Return each line holding the string "that".
>> Start DATASET RECORDS
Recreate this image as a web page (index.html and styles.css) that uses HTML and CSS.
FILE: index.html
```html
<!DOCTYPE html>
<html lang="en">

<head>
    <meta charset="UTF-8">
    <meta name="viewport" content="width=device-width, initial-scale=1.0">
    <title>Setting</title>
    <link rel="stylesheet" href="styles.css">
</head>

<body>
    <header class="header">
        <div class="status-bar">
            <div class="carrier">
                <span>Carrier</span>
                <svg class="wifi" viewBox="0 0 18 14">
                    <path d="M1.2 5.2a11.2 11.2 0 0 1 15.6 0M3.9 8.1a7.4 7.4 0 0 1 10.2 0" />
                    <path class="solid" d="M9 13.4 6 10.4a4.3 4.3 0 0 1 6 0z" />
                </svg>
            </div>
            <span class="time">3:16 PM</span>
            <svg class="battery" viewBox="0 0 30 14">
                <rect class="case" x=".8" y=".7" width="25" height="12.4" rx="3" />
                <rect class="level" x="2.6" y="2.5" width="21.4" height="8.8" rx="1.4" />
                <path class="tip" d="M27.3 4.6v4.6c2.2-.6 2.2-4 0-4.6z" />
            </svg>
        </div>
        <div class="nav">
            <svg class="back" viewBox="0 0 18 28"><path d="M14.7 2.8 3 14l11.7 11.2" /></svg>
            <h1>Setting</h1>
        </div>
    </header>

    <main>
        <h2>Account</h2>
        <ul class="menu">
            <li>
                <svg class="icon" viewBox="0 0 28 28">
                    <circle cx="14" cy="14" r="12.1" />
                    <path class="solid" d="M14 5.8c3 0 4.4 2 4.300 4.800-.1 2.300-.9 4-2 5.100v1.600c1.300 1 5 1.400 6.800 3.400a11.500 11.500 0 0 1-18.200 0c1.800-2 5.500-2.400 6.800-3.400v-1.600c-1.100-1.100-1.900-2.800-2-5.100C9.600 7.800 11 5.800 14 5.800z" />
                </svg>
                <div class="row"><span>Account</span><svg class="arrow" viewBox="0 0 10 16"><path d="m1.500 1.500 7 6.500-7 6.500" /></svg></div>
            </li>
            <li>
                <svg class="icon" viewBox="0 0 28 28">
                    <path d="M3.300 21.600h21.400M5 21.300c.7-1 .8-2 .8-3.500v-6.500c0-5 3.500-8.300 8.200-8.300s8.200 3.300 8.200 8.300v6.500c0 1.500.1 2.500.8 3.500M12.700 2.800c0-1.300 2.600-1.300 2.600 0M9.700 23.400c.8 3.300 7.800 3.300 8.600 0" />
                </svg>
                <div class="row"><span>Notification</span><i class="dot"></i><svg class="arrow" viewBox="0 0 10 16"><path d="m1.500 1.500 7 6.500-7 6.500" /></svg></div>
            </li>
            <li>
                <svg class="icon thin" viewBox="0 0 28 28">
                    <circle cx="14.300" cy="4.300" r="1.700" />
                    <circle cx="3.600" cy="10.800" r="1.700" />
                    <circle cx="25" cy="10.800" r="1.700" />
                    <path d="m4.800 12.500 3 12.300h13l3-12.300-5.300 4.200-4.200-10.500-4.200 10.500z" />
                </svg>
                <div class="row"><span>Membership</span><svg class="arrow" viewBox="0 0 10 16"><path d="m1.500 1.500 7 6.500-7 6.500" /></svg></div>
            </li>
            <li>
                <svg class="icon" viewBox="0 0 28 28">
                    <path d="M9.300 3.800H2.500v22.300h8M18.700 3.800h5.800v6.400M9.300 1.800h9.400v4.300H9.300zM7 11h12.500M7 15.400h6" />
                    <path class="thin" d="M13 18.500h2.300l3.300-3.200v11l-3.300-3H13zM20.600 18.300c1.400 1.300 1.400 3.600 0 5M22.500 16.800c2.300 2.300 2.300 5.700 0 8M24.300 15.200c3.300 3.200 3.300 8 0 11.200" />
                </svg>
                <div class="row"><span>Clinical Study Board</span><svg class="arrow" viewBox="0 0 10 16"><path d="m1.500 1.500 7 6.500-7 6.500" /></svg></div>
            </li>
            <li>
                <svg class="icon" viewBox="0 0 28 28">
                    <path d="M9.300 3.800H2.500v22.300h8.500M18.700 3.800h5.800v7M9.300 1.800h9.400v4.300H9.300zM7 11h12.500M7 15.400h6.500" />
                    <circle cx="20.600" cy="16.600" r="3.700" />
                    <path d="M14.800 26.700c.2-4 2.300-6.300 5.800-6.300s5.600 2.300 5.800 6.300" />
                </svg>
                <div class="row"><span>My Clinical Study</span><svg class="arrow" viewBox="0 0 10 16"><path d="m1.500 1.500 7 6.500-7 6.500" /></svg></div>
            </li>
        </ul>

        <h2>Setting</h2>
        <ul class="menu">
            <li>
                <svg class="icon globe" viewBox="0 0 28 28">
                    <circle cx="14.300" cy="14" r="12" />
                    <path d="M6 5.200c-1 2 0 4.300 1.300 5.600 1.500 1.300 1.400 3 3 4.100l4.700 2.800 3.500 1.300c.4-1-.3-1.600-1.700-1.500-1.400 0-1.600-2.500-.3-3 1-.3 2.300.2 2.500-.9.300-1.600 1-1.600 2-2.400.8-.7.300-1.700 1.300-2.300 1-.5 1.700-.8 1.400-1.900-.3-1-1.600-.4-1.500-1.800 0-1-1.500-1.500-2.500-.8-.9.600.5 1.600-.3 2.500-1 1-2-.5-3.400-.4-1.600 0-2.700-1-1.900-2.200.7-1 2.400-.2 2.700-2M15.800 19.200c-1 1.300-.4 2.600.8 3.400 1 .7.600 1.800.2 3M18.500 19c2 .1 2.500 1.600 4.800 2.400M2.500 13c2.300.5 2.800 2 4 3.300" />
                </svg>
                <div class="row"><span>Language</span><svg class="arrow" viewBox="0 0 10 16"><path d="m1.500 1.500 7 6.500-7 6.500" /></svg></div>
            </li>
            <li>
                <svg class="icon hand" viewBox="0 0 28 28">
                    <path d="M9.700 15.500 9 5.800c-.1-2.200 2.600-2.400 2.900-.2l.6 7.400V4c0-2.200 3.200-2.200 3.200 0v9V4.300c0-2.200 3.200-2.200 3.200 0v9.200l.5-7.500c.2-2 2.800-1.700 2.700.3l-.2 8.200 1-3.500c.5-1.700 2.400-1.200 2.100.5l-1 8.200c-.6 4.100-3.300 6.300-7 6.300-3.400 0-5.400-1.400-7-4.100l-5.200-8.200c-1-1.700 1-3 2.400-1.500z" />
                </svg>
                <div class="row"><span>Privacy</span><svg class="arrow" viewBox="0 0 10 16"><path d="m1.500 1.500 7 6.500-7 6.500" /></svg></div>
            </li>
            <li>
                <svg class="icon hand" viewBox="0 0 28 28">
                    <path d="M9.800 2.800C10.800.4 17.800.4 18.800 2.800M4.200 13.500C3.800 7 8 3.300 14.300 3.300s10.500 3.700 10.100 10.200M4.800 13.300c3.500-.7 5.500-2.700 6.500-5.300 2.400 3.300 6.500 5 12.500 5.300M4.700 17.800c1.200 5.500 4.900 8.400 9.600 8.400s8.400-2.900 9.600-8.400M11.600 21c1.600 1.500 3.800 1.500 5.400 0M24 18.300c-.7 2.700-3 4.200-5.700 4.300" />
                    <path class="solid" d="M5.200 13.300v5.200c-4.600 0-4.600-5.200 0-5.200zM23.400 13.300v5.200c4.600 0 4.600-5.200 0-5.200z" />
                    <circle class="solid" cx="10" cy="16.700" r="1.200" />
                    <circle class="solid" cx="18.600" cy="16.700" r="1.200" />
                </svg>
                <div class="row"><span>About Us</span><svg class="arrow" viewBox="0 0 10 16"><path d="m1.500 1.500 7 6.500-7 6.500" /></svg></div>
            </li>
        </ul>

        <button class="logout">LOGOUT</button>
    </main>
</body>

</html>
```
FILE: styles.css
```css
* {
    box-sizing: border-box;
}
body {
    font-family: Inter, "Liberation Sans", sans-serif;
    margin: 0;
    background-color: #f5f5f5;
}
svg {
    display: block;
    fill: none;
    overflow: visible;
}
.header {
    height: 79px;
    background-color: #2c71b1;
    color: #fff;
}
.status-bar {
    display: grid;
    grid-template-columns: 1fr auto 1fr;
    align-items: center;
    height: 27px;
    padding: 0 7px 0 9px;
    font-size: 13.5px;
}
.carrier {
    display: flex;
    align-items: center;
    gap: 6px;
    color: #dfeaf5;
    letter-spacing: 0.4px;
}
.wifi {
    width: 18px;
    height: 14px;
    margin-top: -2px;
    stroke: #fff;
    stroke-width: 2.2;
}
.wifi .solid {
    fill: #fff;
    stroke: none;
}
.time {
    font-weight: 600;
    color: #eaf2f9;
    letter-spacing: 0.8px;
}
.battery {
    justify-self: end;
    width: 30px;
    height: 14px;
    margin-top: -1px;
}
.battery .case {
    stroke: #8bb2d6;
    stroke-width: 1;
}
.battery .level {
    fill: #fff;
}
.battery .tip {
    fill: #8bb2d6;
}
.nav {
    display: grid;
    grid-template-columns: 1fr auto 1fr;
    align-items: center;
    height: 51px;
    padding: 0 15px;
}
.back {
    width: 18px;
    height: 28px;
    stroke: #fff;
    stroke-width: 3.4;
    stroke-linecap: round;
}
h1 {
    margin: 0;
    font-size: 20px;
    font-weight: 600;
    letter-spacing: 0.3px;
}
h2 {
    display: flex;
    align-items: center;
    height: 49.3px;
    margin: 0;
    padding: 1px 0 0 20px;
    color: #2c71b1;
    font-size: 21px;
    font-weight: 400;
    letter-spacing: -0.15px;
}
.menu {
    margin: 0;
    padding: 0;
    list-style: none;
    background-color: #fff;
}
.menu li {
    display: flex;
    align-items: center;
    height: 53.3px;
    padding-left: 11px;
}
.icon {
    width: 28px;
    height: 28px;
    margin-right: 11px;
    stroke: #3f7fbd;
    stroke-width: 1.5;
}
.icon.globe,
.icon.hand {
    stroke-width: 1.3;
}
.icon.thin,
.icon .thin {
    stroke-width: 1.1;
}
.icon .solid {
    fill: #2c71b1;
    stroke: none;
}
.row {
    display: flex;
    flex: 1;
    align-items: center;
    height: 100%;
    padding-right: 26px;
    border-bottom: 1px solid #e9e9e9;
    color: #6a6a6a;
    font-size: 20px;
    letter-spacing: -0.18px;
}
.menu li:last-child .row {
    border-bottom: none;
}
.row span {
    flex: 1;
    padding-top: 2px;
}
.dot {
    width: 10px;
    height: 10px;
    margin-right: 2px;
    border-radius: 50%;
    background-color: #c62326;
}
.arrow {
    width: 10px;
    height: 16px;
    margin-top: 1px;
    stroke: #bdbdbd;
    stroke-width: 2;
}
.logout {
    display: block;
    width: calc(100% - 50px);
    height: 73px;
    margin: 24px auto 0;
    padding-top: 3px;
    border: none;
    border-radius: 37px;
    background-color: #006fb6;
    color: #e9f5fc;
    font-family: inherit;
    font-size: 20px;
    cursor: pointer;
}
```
>> End DATASET RECORDS
>> Start DATASET RECORDS
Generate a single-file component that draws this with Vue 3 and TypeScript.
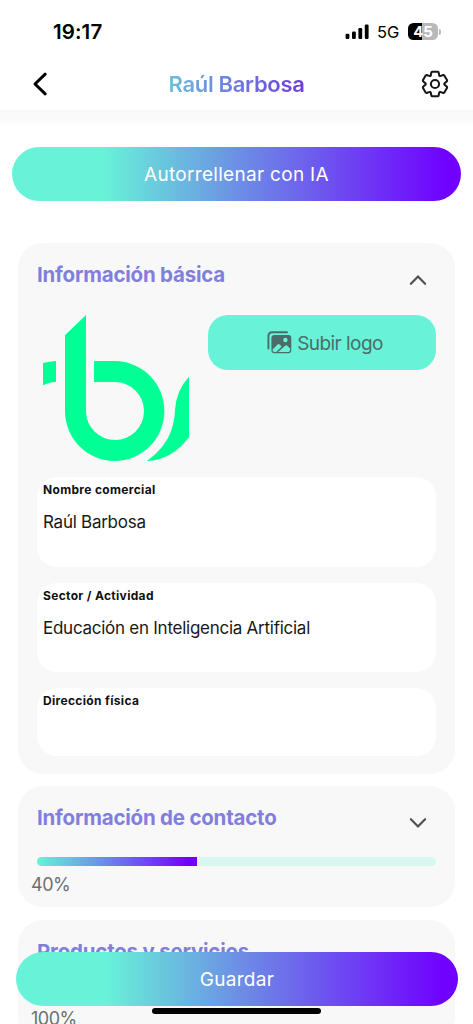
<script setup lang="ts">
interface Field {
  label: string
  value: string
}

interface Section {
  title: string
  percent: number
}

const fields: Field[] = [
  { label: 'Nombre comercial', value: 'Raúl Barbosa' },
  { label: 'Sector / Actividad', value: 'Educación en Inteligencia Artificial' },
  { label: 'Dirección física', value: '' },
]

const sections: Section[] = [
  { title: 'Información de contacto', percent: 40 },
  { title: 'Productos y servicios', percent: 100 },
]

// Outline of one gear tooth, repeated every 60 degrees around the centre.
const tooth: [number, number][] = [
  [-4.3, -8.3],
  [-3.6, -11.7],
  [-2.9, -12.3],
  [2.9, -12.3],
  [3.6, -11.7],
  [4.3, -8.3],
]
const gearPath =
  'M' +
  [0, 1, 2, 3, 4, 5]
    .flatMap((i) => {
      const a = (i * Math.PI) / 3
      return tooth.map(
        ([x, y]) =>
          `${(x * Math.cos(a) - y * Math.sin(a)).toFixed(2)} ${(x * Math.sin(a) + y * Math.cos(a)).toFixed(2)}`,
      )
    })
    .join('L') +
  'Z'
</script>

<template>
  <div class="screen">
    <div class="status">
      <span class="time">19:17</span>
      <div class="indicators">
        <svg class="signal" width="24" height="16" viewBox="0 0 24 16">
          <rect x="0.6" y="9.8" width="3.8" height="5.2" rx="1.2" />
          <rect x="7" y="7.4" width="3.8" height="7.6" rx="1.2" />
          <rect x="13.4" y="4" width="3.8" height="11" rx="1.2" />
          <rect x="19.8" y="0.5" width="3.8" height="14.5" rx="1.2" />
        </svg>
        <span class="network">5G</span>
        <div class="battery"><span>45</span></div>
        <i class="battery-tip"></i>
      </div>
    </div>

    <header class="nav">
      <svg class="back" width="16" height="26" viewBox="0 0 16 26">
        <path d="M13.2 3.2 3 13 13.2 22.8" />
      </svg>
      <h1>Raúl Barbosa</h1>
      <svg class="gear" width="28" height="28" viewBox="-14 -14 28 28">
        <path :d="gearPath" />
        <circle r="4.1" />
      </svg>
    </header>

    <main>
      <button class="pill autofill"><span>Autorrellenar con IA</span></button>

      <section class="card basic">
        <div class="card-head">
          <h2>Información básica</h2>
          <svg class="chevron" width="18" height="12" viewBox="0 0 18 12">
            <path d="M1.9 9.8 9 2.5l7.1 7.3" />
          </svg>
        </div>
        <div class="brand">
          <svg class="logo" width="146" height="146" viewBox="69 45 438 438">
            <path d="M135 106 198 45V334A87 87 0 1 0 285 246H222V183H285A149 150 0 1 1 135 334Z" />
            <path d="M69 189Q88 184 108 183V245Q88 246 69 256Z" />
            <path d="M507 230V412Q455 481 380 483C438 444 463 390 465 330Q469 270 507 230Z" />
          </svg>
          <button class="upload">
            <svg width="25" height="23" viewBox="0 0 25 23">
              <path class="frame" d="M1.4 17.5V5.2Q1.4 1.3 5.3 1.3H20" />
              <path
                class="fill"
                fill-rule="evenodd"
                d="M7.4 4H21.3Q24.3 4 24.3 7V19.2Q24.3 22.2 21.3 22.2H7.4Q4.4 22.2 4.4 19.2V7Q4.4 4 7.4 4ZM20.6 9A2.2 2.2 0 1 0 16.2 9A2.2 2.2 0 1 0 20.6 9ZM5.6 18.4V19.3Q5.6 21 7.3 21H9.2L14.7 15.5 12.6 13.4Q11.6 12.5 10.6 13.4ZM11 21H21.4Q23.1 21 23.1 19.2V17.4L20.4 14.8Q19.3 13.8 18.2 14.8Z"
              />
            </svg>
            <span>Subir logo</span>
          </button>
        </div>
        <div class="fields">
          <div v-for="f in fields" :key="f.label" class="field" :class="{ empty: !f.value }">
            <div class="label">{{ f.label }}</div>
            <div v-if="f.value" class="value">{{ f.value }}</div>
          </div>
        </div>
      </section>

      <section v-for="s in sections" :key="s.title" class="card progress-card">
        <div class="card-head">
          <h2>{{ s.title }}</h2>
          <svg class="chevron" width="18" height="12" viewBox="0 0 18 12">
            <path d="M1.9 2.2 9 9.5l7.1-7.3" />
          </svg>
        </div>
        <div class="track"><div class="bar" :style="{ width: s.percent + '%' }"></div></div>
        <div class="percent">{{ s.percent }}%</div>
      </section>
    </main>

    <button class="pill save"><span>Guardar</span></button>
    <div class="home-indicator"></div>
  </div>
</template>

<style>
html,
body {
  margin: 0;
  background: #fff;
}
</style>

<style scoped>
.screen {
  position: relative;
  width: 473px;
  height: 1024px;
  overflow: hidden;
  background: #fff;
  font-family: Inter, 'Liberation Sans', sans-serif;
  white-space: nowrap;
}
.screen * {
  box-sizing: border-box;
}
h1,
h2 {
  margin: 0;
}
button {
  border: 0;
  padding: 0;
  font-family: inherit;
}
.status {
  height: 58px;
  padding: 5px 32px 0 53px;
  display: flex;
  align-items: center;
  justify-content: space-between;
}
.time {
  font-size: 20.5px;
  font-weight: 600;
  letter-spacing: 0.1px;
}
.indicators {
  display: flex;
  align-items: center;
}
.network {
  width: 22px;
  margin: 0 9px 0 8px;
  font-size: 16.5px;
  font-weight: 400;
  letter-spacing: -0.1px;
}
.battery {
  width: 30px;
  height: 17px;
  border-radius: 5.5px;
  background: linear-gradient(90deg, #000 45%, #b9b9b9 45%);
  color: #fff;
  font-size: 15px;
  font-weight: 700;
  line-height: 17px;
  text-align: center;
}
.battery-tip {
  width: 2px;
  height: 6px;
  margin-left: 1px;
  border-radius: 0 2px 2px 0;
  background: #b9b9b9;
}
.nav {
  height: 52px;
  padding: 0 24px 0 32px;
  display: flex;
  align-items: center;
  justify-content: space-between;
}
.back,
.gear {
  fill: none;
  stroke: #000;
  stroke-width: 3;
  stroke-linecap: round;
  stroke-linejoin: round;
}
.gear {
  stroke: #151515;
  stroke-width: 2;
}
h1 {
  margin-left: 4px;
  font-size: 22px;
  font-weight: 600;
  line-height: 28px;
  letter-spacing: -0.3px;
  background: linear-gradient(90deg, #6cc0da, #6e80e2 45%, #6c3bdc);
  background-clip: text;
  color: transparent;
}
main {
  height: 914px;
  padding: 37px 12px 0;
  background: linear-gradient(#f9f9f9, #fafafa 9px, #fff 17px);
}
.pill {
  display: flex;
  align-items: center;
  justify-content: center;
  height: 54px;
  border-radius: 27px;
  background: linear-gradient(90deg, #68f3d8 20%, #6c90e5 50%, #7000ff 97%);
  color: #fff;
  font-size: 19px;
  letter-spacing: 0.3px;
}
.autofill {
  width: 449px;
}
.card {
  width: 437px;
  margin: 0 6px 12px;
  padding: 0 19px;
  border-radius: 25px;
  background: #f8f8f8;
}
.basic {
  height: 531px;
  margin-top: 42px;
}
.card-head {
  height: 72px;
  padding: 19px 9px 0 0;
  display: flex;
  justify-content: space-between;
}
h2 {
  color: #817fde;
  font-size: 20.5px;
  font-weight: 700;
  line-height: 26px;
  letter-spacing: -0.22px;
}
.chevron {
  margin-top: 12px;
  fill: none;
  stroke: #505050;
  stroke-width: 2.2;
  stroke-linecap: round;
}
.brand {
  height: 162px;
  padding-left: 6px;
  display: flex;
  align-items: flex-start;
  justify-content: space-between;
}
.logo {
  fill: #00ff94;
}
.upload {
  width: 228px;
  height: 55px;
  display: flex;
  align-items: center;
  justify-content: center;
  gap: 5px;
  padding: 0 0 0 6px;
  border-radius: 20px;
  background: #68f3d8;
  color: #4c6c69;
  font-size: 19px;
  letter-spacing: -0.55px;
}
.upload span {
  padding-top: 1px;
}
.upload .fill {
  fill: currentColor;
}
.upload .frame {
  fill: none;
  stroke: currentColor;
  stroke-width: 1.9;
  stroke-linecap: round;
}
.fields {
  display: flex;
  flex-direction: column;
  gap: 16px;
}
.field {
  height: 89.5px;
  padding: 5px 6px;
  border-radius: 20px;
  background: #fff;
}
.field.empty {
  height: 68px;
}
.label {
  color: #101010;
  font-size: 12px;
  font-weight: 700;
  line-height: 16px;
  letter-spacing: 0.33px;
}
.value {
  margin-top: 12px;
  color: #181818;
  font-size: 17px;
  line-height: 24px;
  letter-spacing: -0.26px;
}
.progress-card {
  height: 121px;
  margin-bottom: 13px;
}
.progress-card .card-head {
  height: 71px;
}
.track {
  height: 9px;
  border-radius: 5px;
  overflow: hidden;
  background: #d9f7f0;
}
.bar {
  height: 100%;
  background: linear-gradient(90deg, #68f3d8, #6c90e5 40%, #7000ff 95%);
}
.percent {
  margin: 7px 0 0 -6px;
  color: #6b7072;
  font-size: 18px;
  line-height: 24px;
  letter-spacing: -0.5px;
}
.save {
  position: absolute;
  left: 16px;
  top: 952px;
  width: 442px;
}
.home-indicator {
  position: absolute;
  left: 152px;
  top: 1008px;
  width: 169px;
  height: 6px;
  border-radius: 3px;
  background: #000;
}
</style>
>> End DATASET RECORDS
• EXPECTED ANSWER
Recreate this image as a web page (index.html and styles.css) that uses HTML and CSS.
Generate a single-file component that draws this with Vue 3 and TypeScript.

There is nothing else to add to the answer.